### Short problem
Return the material word for word. Do not include the pictures.
--- START OF Supplied data ---
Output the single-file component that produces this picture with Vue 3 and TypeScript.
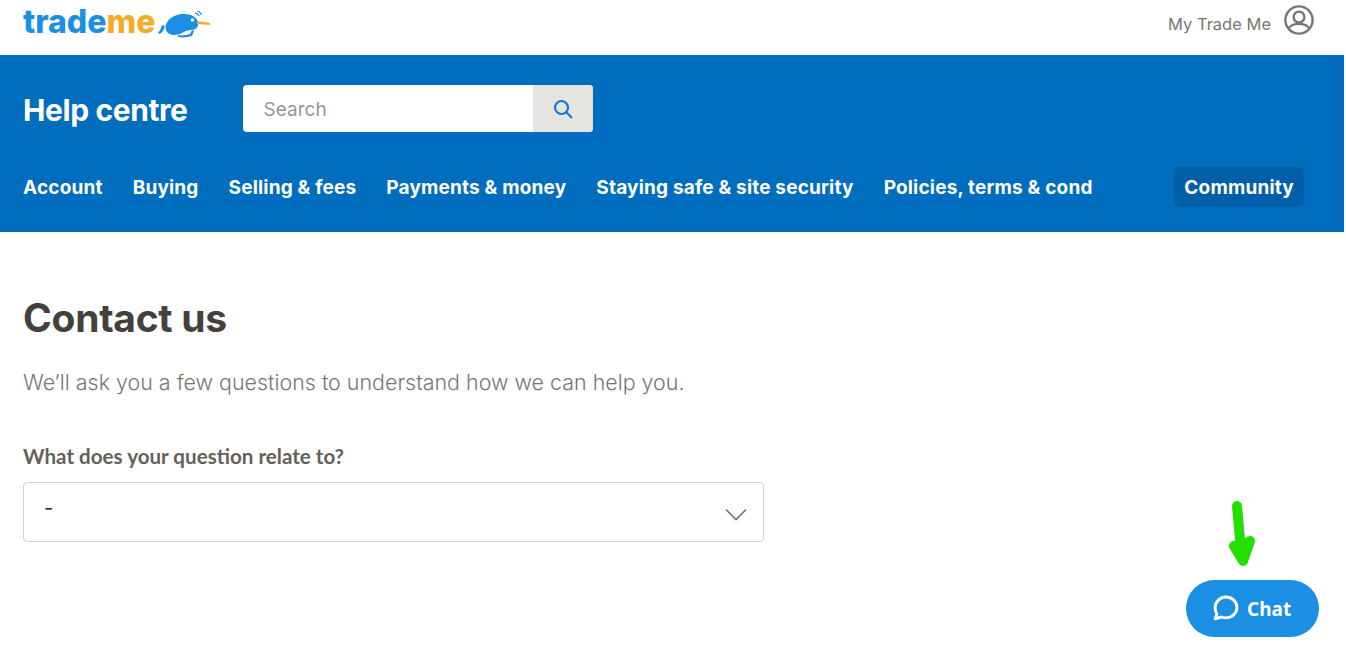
<script setup lang="ts">
const navItems = [
  'Account',
  'Buying',
  'Selling & fees',
  'Payments & money',
  'Staying safe & site security',
  'Policies, terms & cond',
]
</script>

<template>
  <div class="page">
    <header class="topbar">
      <a class="logo">
        <span class="logo__trade">trade</span><span class="logo__me">me</span>
        <svg class="logo__kiwi" width="54" height="28" viewBox="0 0 54 28">
          <path d="M4 14c-1 3-2 6-4 8l2 1c3-2 4-5 5-8z" fill="#1a8fe3" />
          <path d="M8 19C6 11 14 3 26 3c7 0 13 3 14 8 1 5-2 8-7 8-3 0-6 1-9 3-6 3-14 3-16-3z" fill="#1a8fe3" />
          <path d="M20 24c4 1 9 0 12-1l2-4 2 1-2 5c-4 1-9 2-14 1z" fill="#1a8fe3" />
          <path d="M39 10l13 2v2l-13-1z" fill="#f4ab2a" />
          <circle cx="34.500" cy="9" r="1.800" fill="#fff" />
          <path d="M37 2c2 0 3 1 4 3M39 0c2 0 4 2 4 4" fill="none" stroke="#1a8fe3" stroke-width="1.200" />
        </svg>
      </a>
      <a class="account">
        <span>My Trade Me</span>
        <svg width="30" height="30" viewBox="0 0 30 30" fill="none" stroke="#7b7570" stroke-width="2.400">
          <circle cx="15" cy="15" r="13.600" />
          <circle cx="15" cy="12" r="5.400" />
          <path d="M4.500 23.500c2-3 6-4.600 10.500-4.600s8.500 1.600 10.500 4.600" />
        </svg>
      </a>
    </header>

    <section class="hero">
      <div class="hero__top">
        <h2 class="hero__title">Help centre</h2>
        <div class="search">
          <span class="search__input">Search</span>
          <button class="search__btn" type="button">
            <svg width="20" height="20" viewBox="0 0 20 20" fill="none" stroke="#0f7ad1" stroke-width="2.200">
              <circle cx="8.500" cy="8.500" r="6.500" />
              <path d="M13.300 13.300L19 19" />
            </svg>
          </button>
        </div>
      </div>
      <nav class="nav">
        <a v-for="item in navItems" :key="item" class="nav__item">{{ item }}</a>
        <a class="nav__community">Community</a>
      </nav>
    </section>

    <main class="content">
      <h1 class="content__title">Contact us</h1>
      <p class="content__lead">We’ll ask you a few questions to understand how we can help you.</p>
      <label class="field-label">What does your question relate to?</label>
      <div class="select">
        <span class="select__value">-</span>
        <svg width="22" height="13" viewBox="0 0 22 13" fill="none" stroke="#77716c" stroke-width="1.600">
          <path d="M1 1.500l10 10 10-10" />
        </svg>
      </div>
    </main>

    <svg class="arrow" width="30" height="70" viewBox="0 0 30 70" fill="none" stroke="#26dd00" stroke-linecap="round" stroke-linejoin="round">
      <path d="M9 8l4.500 50" stroke-width="10" />
      <path d="M6 48l9 15 7-20-8 4z" stroke-width="10" fill="#26dd00" />
    </svg>

    <button class="chat" type="button">
      <svg width="27" height="27" viewBox="0 0 26 26" fill="none" stroke="#fff" stroke-width="2.800" stroke-linejoin="round">
        <path d="M13.500 2C19.300 2 24 6.500 24 12s-4.700 10-10.500 10c-1.500 0-3-.3-4.300-.8L3 23l1.700-4.700C3.600 16.500 3 14.300 3 12 3 6.500 7.700 2 13.500 2z" />
      </svg>
      <span>Chat</span>
    </button>
  </div>
</template>

<style>
html,
body {
  margin: 0;
  background: #fff;
}
</style>

<style scoped>
.page {
  position: relative;
  height: 649px;
  width: 1344px;
  overflow: hidden;
  font-family: Inter, "Liberation Sans", sans-serif;
  color: #44413c;
}

.topbar {
  display: flex;
  justify-content: space-between;
  height: 55px;
  padding: 0 30px 0 23px;
}

.logo {
  display: flex;
  align-items: flex-start;
  padding-top: 3px;
  font-size: 32px;
  font-weight: 800;
  line-height: 38px;
}

.logo__trade {
  color: #1a8fe3;
}

.logo__me {
  color: #f4ab2a;
}

.logo__kiwi {
  margin: 8px 0 0 3px;
}

.account {
  display: flex;
  align-items: flex-start;
  gap: 13px;
  padding-top: 5px;
  font-size: 16.500px;
  line-height: 38px;
  color: #7b7570;
}

.hero {
  height: 177px;
  box-sizing: border-box;
  padding: 30px 40px 0 23px;
  background: #006dbf;
  color: #fff;
}

.hero__top {
  display: flex;
  align-items: center;
  gap: 55px;
}

.hero__title {
  margin: 0;
  padding-top: 2px;
  font-size: 30px;
  font-weight: 700;
  letter-spacing: -0.4px;
  white-space: nowrap;
}

.search {
  display: flex;
  width: 350px;
  height: 47px;
  border-radius: 4px;
  overflow: hidden;
  background: #fff;
}

.search__input {
  flex: 1;
  padding-left: 21px;
  font-size: 19px;
  line-height: 49px;
  color: #9c9690;
}

.search__btn {
  display: flex;
  align-items: center;
  justify-content: center;
  width: 60px;
  padding: 0;
  border: 0;
  background: #e6e4e1;
}

.nav {
  display: flex;
  align-items: center;
  gap: 30px;
  margin-top: 35px;
  font-size: 19px;
  font-weight: 700;
  letter-spacing: 0.18px;
  white-space: nowrap;
}

.nav__community {
  margin-left: auto;
  padding: 1px 10px 0;
  line-height: 39px;
  border-radius: 6px;
  background: #005fa8;
}

.content {
  padding: 62px 23px 0;
}

.content__title {
  margin: 0;
  font-size: 39px;
  font-weight: 700;
  line-height: 48px;
  letter-spacing: -0.3px;
}

.content__lead {
  margin: 24px 0 0;
  font-size: 21.450px;
  line-height: 32px;
  font-weight: 300;
  color: #7b7570;
}

.field-label {
  display: block;
  margin-top: 45px;
  font-family: Lato, sans-serif;
  font-size: 20.600px;
  font-weight: 700;
  line-height: 26px;
  color: #65605a;
}

.select {
  display: flex;
  align-items: center;
  justify-content: space-between;
  box-sizing: border-box;
  width: 741px;
  height: 60px;
  margin-top: 13px;
  padding: 0 16px 0 20px;
  border: 1px solid #d3d0cc;
  border-radius: 4px;
}

.select__value {
  margin-top: -8px;
  font-size: 20px;
  color: #2d2a26;
}

.select svg {
  margin-top: 4px;
}

.arrow {
  position: absolute;
  left: 1228px;
  top: 498px;
}

.chat {
  position: absolute;
  left: 1186px;
  top: 580px;
  display: flex;
  align-items: center;
  gap: 8px;
  width: 133px;
  height: 57px;
  padding: 0 0 0 26px;
  border: 0;
  border-radius: 29px;
  background: #1a8fe3;
  color: #fff;
  font-family: "Noto Sans", sans-serif;
  font-size: 19px;
  font-weight: 700;
}
</style>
--- END OF Supplied data ---
### Task output
Output the single-file component that produces this picture with Vue 3 and TypeScript.
<script setup lang="ts">
const navItems = [
  'Account',
  'Buying',
  'Selling & fees',
  'Payments & money',
  'Staying safe & site security',
  'Policies, terms & cond',
]
</script>

<template>
  <div class="page">
    <header class="topbar">
      <a class="logo">
        <span class="logo__trade">trade</span><span class="logo__me">me</span>
        <svg class="logo__kiwi" width="54" height="28" viewBox="0 0 54 28">
          <path d="M4 14c-1 3-2 6-4 8l2 1c3-2 4-5 5-8z" fill="#1a8fe3" />
          <path d="M8 19C6 11 14 3 26 3c7 0 13 3 14 8 1 5-2 8-7 8-3 0-6 1-9 3-6 3-14 3-16-3z" fill="#1a8fe3" />
          <path d="M20 24c4 1 9 0 12-1l2-4 2 1-2 5c-4 1-9 2-14 1z" fill="#1a8fe3" />
          <path d="M39 10l13 2v2l-13-1z" fill="#f4ab2a" />
          <circle cx="34.500" cy="9" r="1.800" fill="#fff" />
          <path d="M37 2c2 0 3 1 4 3M39 0c2 0 4 2 4 4" fill="none" stroke="#1a8fe3" stroke-width="1.200" />
        </svg>
      </a>
      <a class="account">
        <span>My Trade Me</span>
        <svg width="30" height="30" viewBox="0 0 30 30" fill="none" stroke="#7b7570" stroke-width="2.400">
          <circle cx="15" cy="15" r="13.600" />
          <circle cx="15" cy="12" r="5.400" />
          <path d="M4.500 23.500c2-3 6-4.600 10.500-4.600s8.500 1.600 10.500 4.600" />
        </svg>
      </a>
    </header>

    <section class="hero">
      <div class="hero__top">
        <h2 class="hero__title">Help centre</h2>
        <div class="search">
          <span class="search__input">Search</span>
          <button class="search__btn" type="button">
            <svg width="20" height="20" viewBox="0 0 20 20" fill="none" stroke="#0f7ad1" stroke-width="2.200">
              <circle cx="8.500" cy="8.500" r="6.500" />
              <path d="M13.300 13.300L19 19" />
            </svg>
          </button>
        </div>
      </div>
      <nav class="nav">
        <a v-for="item in navItems" :key="item" class="nav__item">{{ item }}</a>
        <a class="nav__community">Community</a>
      </nav>
    </section>

    <main class="content">
      <h1 class="content__title">Contact us</h1>
      <p class="content__lead">We’ll ask you a few questions to understand how we can help you.</p>
      <label class="field-label">What does your question relate to?</label>
      <div class="select">
        <span class="select__value">-</span>
        <svg width="22" height="13" viewBox="0 0 22 13" fill="none" stroke="#77716c" stroke-width="1.600">
          <path d="M1 1.500l10 10 10-10" />
        </svg>
      </div>
    </main>

    <svg class="arrow" width="30" height="70" viewBox="0 0 30 70" fill="none" stroke="#26dd00" stroke-linecap="round" stroke-linejoin="round">
      <path d="M9 8l4.500 50" stroke-width="10" />
      <path d="M6 48l9 15 7-20-8 4z" stroke-width="10" fill="#26dd00" />
    </svg>

    <button class="chat" type="button">
      <svg width="27" height="27" viewBox="0 0 26 26" fill="none" stroke="#fff" stroke-width="2.800" stroke-linejoin="round">
        <path d="M13.500 2C19.300 2 24 6.500 24 12s-4.700 10-10.500 10c-1.500 0-3-.3-4.300-.8L3 23l1.700-4.700C3.600 16.500 3 14.300 3 12 3 6.500 7.700 2 13.500 2z" />
      </svg>
      <span>Chat</span>
    </button>
  </div>
</template>

<style>
html,
body {
  margin: 0;
  background: #fff;
}
</style>

<style scoped>
.page {
  position: relative;
  height: 649px;
  width: 1344px;
  overflow: hidden;
  font-family: Inter, "Liberation Sans", sans-serif;
  color: #44413c;
}

.topbar {
  display: flex;
  justify-content: space-between;
  height: 55px;
  padding: 0 30px 0 23px;
}

.logo {
  display: flex;
  align-items: flex-start;
  padding-top: 3px;
  font-size: 32px;
  font-weight: 800;
  line-height: 38px;
}

.logo__trade {
  color: #1a8fe3;
}

.logo__me {
  color: #f4ab2a;
}

.logo__kiwi {
  margin: 8px 0 0 3px;
}

.account {
  display: flex;
  align-items: flex-start;
  gap: 13px;
  padding-top: 5px;
  font-size: 16.500px;
  line-height: 38px;
  color: #7b7570;
}

.hero {
  height: 177px;
  box-sizing: border-box;
  padding: 30px 40px 0 23px;
  background: #006dbf;
  color: #fff;
}

.hero__top {
  display: flex;
  align-items: center;
  gap: 55px;
}

.hero__title {
  margin: 0;
  padding-top: 2px;
  font-size: 30px;
  font-weight: 700;
  letter-spacing: -0.4px;
  white-space: nowrap;
}

.search {
  display: flex;
  width: 350px;
  height: 47px;
  border-radius: 4px;
  overflow: hidden;
  background: #fff;
}

.search__input {
  flex: 1;
  padding-left: 21px;
  font-size: 19px;
  line-height: 49px;
  color: #9c9690;
}

.search__btn {
  display: flex;
  align-items: center;
  justify-content: center;
  width: 60px;
  padding: 0;
  border: 0;
  background: #e6e4e1;
}

.nav {
  display: flex;
  align-items: center;
  gap: 30px;
  margin-top: 35px;
  font-size: 19px;
  font-weight: 700;
  letter-spacing: 0.18px;
  white-space: nowrap;
}

.nav__community {
  margin-left: auto;
  padding: 1px 10px 0;
  line-height: 39px;
  border-radius: 6px;
  background: #005fa8;
}

.content {
  padding: 62px 23px 0;
}

.content__title {
  margin: 0;
  font-size: 39px;
  font-weight: 700;
  line-height: 48px;
  letter-spacing: -0.3px;
}

.content__lead {
  margin: 24px 0 0;
  font-size: 21.450px;
  line-height: 32px;
  font-weight: 300;
  color: #7b7570;
}

.field-label {
  display: block;
  margin-top: 45px;
  font-family: Lato, sans-serif;
  font-size: 20.600px;
  font-weight: 700;
  line-height: 26px;
  color: #65605a;
}

.select {
  display: flex;
  align-items: center;
  justify-content: space-between;
  box-sizing: border-box;
  width: 741px;
  height: 60px;
  margin-top: 13px;
  padding: 0 16px 0 20px;
  border: 1px solid #d3d0cc;
  border-radius: 4px;
}

.select__value {
  margin-top: -8px;
  font-size: 20px;
  color: #2d2a26;
}

.select svg {
  margin-top: 4px;
}

.arrow {
  position: absolute;
  left: 1228px;
  top: 498px;
}

.chat {
  position: absolute;
  left: 1186px;
  top: 580px;
  display: flex;
  align-items: center;
  gap: 8px;
  width: 133px;
  height: 57px;
  padding: 0 0 0 26px;
  border: 0;
  border-radius: 29px;
  background: #1a8fe3;
  color: #fff;
  font-family: "Noto Sans", sans-serif;
  font-size: 19px;
  font-weight: 700;
}
</style>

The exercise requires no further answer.